** Task requirements **
Without omitting anything, retype the data that follows.

** Source material **
==============================
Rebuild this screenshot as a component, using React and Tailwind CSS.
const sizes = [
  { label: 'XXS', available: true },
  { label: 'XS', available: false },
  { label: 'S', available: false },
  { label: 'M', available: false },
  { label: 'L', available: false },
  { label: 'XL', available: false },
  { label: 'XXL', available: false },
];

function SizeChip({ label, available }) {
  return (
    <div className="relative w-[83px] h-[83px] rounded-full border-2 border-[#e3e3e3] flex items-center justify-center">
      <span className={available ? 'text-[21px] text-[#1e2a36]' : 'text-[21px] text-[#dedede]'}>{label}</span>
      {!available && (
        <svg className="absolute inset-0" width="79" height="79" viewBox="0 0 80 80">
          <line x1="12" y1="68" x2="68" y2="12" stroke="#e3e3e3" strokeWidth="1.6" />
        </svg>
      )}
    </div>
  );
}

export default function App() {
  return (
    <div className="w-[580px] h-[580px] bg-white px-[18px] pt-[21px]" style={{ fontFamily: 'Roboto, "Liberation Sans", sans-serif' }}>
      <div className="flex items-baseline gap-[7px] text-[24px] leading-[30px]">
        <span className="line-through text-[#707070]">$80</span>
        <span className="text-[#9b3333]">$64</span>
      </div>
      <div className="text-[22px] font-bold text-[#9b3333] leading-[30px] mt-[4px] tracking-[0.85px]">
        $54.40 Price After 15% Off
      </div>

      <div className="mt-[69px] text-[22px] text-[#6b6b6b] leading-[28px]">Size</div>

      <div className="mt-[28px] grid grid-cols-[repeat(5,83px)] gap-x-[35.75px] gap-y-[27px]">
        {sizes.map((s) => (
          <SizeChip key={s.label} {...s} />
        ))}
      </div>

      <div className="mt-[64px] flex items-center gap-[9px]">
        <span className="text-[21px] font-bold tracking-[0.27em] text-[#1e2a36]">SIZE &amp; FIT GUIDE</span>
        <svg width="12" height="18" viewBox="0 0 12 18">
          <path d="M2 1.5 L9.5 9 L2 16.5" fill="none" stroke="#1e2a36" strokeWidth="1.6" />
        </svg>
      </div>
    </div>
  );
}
==============================
** Response below **
Rebuild this screenshot as a component, using React and Tailwind CSS.
const sizes = [
  { label: 'XXS', available: true },
  { label: 'XS', available: false },
  { label: 'S', available: false },
  { label: 'M', available: false },
  { label: 'L', available: false },
  { label: 'XL', available: false },
  { label: 'XXL', available: false },
];

function SizeChip({ label, available }) {
  return (
    <div className="relative w-[83px] h-[83px] rounded-full border-2 border-[#e3e3e3] flex items-center justify-center">
      <span className={available ? 'text-[21px] text-[#1e2a36]' : 'text-[21px] text-[#dedede]'}>{label}</span>
      {!available && (
        <svg className="absolute inset-0" width="79" height="79" viewBox="0 0 80 80">
          <line x1="12" y1="68" x2="68" y2="12" stroke="#e3e3e3" strokeWidth="1.6" />
        </svg>
      )}
    </div>
  );
}

export default function App() {
  return (
    <div className="w-[580px] h-[580px] bg-white px-[18px] pt-[21px]" style={{ fontFamily: 'Roboto, "Liberation Sans", sans-serif' }}>
      <div className="flex items-baseline gap-[7px] text-[24px] leading-[30px]">
        <span className="line-through text-[#707070]">$80</span>
        <span className="text-[#9b3333]">$64</span>
      </div>
      <div className="text-[22px] font-bold text-[#9b3333] leading-[30px] mt-[4px] tracking-[0.85px]">
        $54.40 Price After 15% Off
      </div>

      <div className="mt-[69px] text-[22px] text-[#6b6b6b] leading-[28px]">Size</div>

      <div className="mt-[28px] grid grid-cols-[repeat(5,83px)] gap-x-[35.75px] gap-y-[27px]">
        {sizes.map((s) => (
          <SizeChip key={s.label} {...s} />
        ))}
      </div>

      <div className="mt-[64px] flex items-center gap-[9px]">
        <span className="text-[21px] font-bold tracking-[0.27em] text-[#1e2a36]">SIZE &amp; FIT GUIDE</span>
        <svg width="12" height="18" viewBox="0 0 12 18">
          <path d="M2 1.5 L9.5 9 L2 16.5" fill="none" stroke="#1e2a36" strokeWidth="1.6" />
        </svg>
      </div>
    </div>
  );
}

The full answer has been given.